▸ **Stated problem**
Retype nothing except the lines below from the one with "What React, TypeScript" through the one with "const legalLinks = ['Sitemap', 'What", exactly, with images left out.

▸ **Dataset records**

***

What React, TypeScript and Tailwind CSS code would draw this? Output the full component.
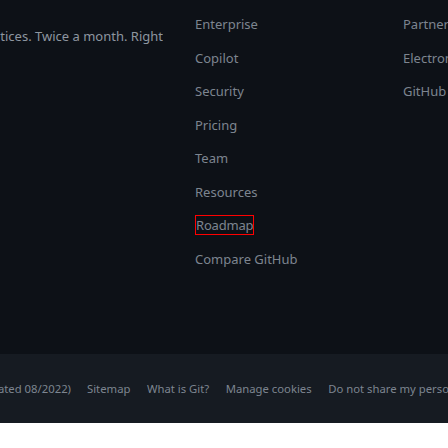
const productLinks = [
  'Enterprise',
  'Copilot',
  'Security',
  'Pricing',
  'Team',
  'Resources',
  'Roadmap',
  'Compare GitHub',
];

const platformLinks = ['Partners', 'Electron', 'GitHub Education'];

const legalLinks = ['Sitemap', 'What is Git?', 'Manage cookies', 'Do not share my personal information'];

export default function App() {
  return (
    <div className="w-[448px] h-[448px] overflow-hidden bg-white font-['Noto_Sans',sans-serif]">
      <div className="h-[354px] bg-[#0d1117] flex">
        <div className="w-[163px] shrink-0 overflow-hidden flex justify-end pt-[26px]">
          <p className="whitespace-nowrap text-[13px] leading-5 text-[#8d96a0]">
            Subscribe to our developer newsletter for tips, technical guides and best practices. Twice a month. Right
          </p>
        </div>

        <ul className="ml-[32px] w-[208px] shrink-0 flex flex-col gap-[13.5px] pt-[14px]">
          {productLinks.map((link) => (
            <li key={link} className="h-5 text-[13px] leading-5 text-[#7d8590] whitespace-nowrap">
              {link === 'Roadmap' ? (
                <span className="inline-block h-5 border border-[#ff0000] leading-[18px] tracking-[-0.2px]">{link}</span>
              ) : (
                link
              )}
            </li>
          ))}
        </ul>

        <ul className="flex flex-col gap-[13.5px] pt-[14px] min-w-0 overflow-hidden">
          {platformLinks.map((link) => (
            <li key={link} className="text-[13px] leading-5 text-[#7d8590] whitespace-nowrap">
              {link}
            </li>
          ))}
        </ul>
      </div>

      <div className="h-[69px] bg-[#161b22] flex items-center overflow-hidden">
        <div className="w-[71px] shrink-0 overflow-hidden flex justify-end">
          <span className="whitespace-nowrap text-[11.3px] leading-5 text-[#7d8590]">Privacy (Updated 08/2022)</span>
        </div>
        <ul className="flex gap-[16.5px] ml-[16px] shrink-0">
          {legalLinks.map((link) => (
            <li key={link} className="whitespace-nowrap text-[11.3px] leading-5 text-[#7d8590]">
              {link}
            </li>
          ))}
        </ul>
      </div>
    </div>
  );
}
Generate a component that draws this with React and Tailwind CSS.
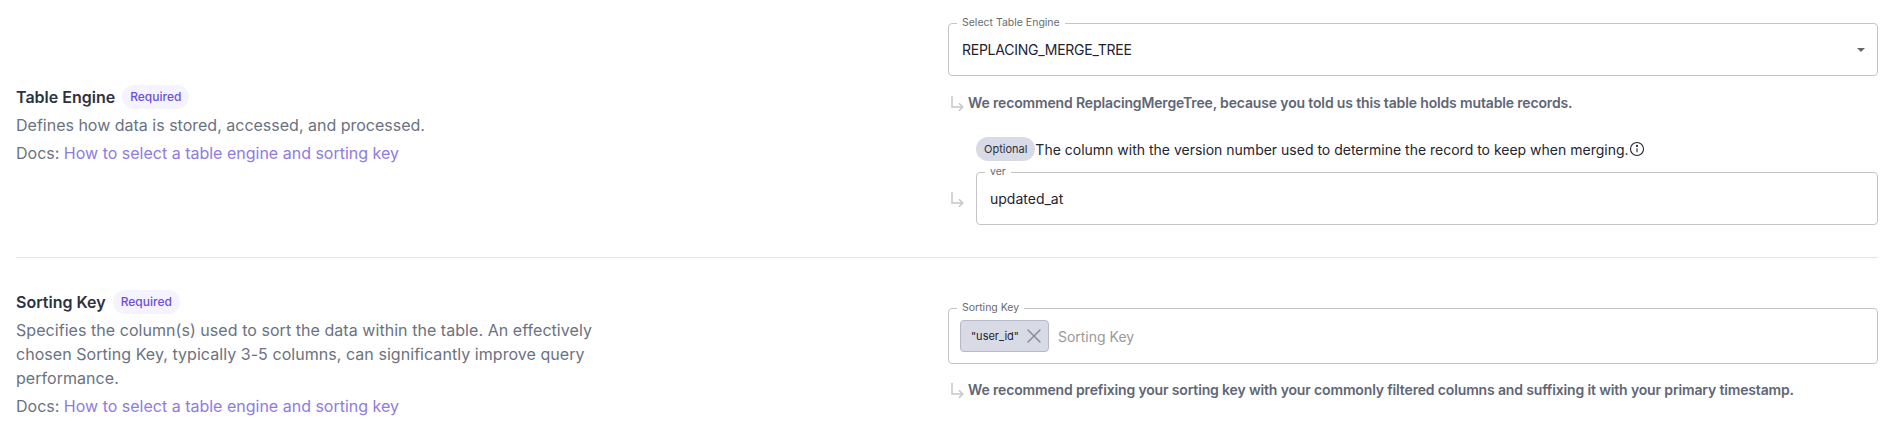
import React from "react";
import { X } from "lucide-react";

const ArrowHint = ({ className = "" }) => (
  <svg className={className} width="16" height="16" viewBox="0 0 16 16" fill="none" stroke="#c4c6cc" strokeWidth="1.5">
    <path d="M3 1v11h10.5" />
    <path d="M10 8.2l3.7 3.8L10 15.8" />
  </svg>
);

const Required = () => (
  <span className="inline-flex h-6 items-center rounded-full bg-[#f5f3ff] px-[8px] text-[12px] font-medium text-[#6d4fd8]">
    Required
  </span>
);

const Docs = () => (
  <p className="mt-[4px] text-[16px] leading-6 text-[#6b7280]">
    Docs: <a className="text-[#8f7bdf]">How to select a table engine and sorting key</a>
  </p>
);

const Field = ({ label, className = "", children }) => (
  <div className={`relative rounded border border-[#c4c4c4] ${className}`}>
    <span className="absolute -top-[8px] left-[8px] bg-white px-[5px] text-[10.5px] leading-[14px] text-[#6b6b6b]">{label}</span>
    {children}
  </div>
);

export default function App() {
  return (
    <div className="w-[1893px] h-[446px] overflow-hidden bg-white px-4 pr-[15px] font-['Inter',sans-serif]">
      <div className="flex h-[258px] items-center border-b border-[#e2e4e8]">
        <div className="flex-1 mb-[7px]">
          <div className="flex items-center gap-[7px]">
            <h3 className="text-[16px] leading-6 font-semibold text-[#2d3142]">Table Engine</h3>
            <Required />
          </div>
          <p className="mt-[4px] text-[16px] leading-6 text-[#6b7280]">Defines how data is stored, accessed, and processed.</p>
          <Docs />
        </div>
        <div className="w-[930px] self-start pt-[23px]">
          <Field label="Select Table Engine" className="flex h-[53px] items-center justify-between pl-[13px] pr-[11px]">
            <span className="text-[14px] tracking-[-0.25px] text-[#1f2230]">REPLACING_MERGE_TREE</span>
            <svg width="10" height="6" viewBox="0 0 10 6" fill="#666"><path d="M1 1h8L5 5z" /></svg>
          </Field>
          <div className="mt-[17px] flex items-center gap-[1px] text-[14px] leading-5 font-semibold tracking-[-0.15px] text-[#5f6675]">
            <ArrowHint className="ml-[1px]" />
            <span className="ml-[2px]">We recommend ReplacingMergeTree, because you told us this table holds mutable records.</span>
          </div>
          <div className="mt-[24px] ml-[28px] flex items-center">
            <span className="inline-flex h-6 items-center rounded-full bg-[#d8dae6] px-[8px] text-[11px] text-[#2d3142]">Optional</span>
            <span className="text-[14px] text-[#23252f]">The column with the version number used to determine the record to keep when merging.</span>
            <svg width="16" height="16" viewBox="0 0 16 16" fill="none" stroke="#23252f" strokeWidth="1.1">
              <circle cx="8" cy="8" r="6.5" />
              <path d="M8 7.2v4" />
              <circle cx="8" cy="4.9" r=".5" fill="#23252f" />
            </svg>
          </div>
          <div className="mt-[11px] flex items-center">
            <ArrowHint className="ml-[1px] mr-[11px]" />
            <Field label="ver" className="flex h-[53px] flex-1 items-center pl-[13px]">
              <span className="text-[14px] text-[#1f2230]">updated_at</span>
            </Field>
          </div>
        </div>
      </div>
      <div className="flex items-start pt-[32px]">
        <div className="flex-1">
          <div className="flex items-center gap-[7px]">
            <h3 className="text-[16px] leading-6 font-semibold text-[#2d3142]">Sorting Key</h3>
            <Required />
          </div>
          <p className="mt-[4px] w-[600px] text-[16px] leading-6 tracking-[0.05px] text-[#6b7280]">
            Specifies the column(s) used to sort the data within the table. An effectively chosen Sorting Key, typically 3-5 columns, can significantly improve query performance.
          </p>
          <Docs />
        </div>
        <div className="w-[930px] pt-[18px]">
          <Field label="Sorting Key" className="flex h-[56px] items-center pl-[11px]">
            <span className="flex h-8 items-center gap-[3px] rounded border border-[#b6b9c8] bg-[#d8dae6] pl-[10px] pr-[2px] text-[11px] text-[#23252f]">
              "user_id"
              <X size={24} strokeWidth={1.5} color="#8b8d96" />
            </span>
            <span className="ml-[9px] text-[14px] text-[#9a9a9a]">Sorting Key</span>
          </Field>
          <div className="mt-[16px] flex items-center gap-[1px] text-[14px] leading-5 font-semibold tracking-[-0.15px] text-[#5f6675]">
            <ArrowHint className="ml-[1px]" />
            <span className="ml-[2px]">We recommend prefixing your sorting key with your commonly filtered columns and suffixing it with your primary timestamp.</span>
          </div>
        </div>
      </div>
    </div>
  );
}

***

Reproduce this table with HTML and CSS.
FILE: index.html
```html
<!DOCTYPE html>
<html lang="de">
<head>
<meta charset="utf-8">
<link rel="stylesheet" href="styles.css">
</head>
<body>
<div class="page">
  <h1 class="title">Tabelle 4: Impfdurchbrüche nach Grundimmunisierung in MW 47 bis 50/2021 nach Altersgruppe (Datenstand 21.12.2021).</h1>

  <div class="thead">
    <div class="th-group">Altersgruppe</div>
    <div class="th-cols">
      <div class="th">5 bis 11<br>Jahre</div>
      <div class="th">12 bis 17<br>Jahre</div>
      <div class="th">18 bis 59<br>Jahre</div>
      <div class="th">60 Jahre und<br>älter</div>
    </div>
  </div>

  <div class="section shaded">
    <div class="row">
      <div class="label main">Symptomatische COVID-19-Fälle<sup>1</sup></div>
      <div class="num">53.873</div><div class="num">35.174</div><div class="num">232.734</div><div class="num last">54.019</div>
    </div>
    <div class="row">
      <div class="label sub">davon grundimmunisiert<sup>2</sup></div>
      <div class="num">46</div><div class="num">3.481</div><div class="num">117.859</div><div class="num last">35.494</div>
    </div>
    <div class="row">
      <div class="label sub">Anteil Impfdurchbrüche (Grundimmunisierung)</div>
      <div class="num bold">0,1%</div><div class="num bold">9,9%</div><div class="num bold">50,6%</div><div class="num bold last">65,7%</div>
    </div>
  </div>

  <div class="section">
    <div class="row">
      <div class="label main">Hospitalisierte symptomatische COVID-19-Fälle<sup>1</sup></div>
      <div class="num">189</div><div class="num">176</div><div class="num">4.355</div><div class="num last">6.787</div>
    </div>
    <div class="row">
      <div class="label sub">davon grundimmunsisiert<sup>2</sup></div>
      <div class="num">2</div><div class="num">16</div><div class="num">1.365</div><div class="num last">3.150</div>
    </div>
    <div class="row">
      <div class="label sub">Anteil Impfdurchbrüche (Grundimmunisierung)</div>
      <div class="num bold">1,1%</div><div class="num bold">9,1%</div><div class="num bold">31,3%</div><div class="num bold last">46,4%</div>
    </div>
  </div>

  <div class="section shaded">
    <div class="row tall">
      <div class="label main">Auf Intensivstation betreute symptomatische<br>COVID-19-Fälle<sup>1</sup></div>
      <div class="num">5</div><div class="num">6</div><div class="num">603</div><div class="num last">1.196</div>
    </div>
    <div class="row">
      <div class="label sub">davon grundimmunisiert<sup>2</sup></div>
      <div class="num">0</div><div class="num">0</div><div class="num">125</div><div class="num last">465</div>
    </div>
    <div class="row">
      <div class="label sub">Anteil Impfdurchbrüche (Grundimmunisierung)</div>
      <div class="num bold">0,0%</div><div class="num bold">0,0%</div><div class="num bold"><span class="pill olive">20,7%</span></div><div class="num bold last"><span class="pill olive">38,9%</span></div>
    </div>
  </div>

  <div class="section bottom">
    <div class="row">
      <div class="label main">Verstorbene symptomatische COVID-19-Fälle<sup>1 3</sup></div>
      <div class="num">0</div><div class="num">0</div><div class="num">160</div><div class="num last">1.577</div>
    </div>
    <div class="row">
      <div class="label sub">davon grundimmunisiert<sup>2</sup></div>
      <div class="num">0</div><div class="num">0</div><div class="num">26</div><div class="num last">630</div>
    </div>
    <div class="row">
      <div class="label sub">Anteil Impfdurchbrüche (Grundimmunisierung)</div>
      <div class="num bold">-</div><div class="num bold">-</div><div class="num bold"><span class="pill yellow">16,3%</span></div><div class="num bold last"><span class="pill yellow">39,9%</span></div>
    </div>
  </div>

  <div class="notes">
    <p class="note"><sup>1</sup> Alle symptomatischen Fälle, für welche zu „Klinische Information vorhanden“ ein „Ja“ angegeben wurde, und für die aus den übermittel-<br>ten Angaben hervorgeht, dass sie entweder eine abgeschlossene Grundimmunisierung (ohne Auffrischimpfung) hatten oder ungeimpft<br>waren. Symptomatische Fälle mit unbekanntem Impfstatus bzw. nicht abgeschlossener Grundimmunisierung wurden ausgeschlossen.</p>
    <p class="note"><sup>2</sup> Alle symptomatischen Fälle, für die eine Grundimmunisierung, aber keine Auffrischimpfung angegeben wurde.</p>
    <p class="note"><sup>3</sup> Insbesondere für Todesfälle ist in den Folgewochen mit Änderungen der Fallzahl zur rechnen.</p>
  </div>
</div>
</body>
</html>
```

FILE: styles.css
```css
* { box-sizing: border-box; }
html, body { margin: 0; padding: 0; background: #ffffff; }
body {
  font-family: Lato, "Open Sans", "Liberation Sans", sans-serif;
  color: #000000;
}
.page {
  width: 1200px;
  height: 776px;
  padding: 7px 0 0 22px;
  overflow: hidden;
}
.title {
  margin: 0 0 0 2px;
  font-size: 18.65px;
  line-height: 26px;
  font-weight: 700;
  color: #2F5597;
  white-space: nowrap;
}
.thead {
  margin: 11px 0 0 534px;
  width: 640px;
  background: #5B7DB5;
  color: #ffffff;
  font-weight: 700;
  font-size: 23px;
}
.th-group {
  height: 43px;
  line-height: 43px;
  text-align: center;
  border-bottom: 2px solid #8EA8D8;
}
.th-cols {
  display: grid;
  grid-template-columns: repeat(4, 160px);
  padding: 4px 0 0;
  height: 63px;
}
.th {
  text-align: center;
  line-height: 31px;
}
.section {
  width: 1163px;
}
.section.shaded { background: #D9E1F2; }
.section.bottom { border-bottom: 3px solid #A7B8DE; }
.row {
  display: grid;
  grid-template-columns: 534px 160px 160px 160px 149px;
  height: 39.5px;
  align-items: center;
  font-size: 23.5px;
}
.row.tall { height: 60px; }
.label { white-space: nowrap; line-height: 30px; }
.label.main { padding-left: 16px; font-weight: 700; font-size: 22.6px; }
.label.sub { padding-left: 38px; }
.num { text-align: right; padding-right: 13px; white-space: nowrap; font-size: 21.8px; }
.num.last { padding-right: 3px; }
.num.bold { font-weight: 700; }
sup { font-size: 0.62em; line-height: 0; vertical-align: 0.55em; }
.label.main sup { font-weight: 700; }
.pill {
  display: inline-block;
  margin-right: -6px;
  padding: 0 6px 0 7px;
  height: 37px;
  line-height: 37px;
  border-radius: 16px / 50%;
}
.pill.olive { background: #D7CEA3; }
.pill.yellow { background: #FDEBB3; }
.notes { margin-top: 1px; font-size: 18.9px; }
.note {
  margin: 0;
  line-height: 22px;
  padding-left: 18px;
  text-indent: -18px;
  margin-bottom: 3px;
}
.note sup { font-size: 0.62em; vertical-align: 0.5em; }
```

***

▸ **Task solution**
What React, TypeScript and Tailwind CSS code would draw this? Output the full component.
const productLinks = [
  'Enterprise',
  'Copilot',
  'Security',
  'Pricing',
  'Team',
  'Resources',
  'Roadmap',
  'Compare GitHub',
];

const platformLinks = ['Partners', 'Electron', 'GitHub Education'];

const legalLinks = ['Sitemap', 'What is Git?', 'Manage cookies', 'Do not share my personal information'];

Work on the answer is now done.